Em todas as três unidades do Caps AD houve aumento de relatos de uso das drogas do tipo K, com agravamentos dos quadros psicopatológicos decorrentes do uso da substância, embora não seja possível ainda identificar aumento na demanda pelos serviços.
São Caetano
São Caetano também conta com rede de apoio psicossocial robusta e que oferta acolhimento a pessoas que apresentam sofrimento psíquico causado pelo uso de substâncias psicoativas, desde a atenção básica até os serviços de atenção especializada. Depois do acolhimento nestes serviços é realizado um Projeto Terapêutico Singular e a depender da demanda apresentada pelo paciente os encaminhamentos são efetuados visando à assistência adequada a cada caso. Além disso, a cidade conta com um Conselho Municipal de Políticas Antidrogas (COMAD), ligado à Secretaria de Saúde que trabalha de forma ativa na construção de políticas que promovam combate e a prevenção ao uso abusivo de substâncias psicoativas.

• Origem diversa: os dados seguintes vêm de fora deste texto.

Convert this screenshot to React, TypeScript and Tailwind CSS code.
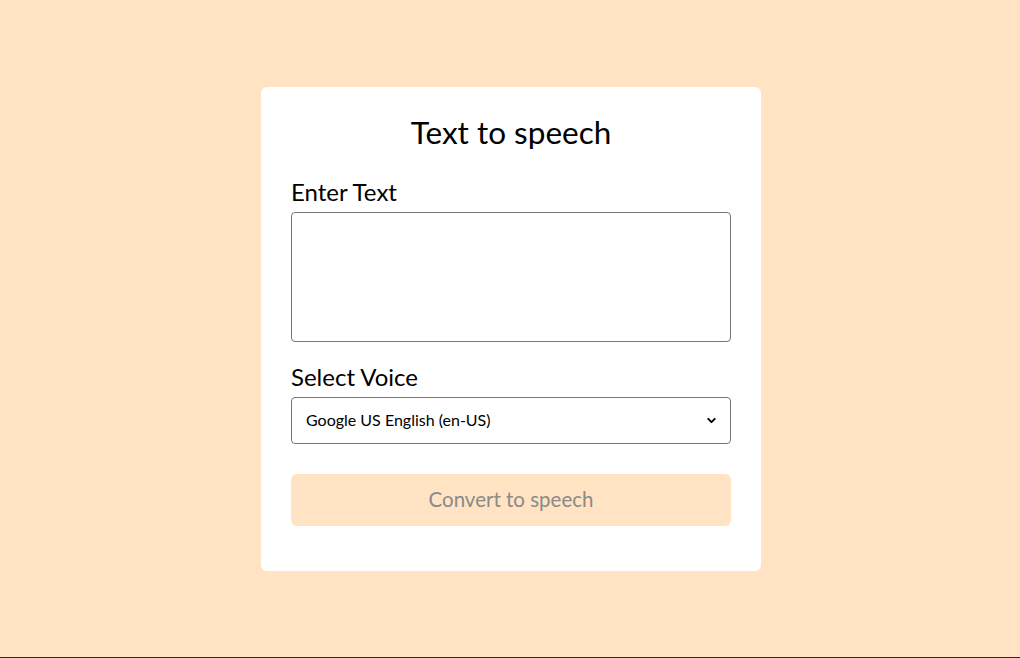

O acolhimento destes pacientes acontece a partir da busca espontânea do mesmo pelo serviço e tem como objetivo maior atender de forma receptiva; atenciosa; e empática, considerando o escutar e a resposta ao paciente como valores nesse propósito. O acolhimento favorece a concepção de uma ligação de confiança e compromisso dos usuários com a equipe e os serviços, sendo uma ação fundamental para a humanização do SUS e depende unicamente dos profissionais inseridos na rede de atenção à saúde.
A procura pelos serviços de saúde mental cresceu exponencialmente diante do contexto pós-pandemia. Nos serviços que realizam atendimento a pacientes com sofrimento psíquico causado pelo uso abusivo de substâncias psicoativas não foi diferente. No primeiro trimestre de 2022 foram realizados 2582 atendimentos no CAPS AD, já no mesmo período de 2023 esse número dobrou para 4077 atendimentos realizados. Os equipamentos de saúde da cidade não receberam ainda nenhum caso relacionado ao k2.
Diadema
O município não possui parceria com instituições de comunidade terapêutica. A Rede de Atenção Psicossocial (RAPS) de Diadema atende às demandas de pessoas com uso de álcool e outras drogas, que incluem as drogas sintéticas, em diferentes níveis de atenção de acordo com a demanda apresentada. Temos cuidados ofertados pela Atenção Básica, pelos Centros de Reabilitação Psicossocial e pela Rede de Urgência e Emergência.
O município, por exemplo, possui o Centro de Atenção Psicossocial Álcool e Drogas (CAPS III AD) para pessoas em sofrimento mental por uso e abuso dessas substâncias. O serviço fica na Rua Moacyr Goulart Cunha Caldas, 111 – Centro de Diadema e o acolhimento é de segunda a sexta-feira, das 8h às 11h30 e das 13h30 às 16h30.
Ribeirão Pires
A cidade conta com o Centro de Apoio Psicossocial Álcool e droga, que realiza acolhimento de pessoas com transtornos de dependências graves, de segunda a sexta feira 8h às 11h e de segunda a quinta, das 13h às 16h, na rua Domingos Benevenuto, 12, Centro. A média de atendimento foram de 15 casos de novos acolhimentos no último trimestre, incluindo dependência de álcool e de drogas.
Questionadas, as Prefeituras de Mauá e de Rio Grande da Serra não se manifestaram até o fechamento da reportagem.